8.   Cold fermentation: the work happens while you sleep.

  • Transfer the dough balls to the refrigerator and leave it for a minimum of 30 hours, ideally 2-3 days. The dough will rise slowly in the cold while flavor compounds develop. Organic acids, complex sugars, and extensibility make the dough stretch like a dream.
    You don't have to do anything. The refrigerator is doing the work. Go live your life.
    The dough will keep in the refrigerator for up to a week, though 48–72 hours is the sweet spot for flavor and structure. After Cold Fermentation pull the dough from the refrigerator. It will be cold, firm, and have a faint tang when you smell it; that's exactly what you're after.

9.   Final proof

  • Leave them at room temperature for 2–3 hours before baking. Cold dough is tight and uncooperative; this rest period is what transforms it from a refrigerator brick back into something willing and stretchy. It will puff lightly and relax visibly. Don't skip or shorten this step.
    Use these 2–3 hours to prep every topping, set up your pizza station, preheat the oven with your stone or steel inside to 500–550°F, and pull out every tool you'll need for baking. When the dough is ready, you should be completely ready too.
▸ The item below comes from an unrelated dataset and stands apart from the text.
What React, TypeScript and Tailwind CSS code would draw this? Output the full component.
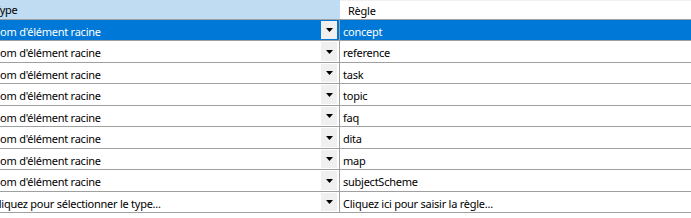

10.   Stretch, top, and bake

  • Take a dough ball and press it gently from the center outward with your fingertips, coaxing it toward a 18-inch round. Let gravity do the work, pick it up, drape it over your knuckles, and let it stretch under its own weight. If it springs back, set it down for two minutes and try again. Don't force it.
    Top with sauce, cheese, and whatever you love. Slide it onto the preheated stone or steel. Bake for 6–8 minutes until the crust is deeply golden with dark spots and the cheese is bubbling and beginning to brown at the edges.
    While the first pizza bakes, stretch and top the next.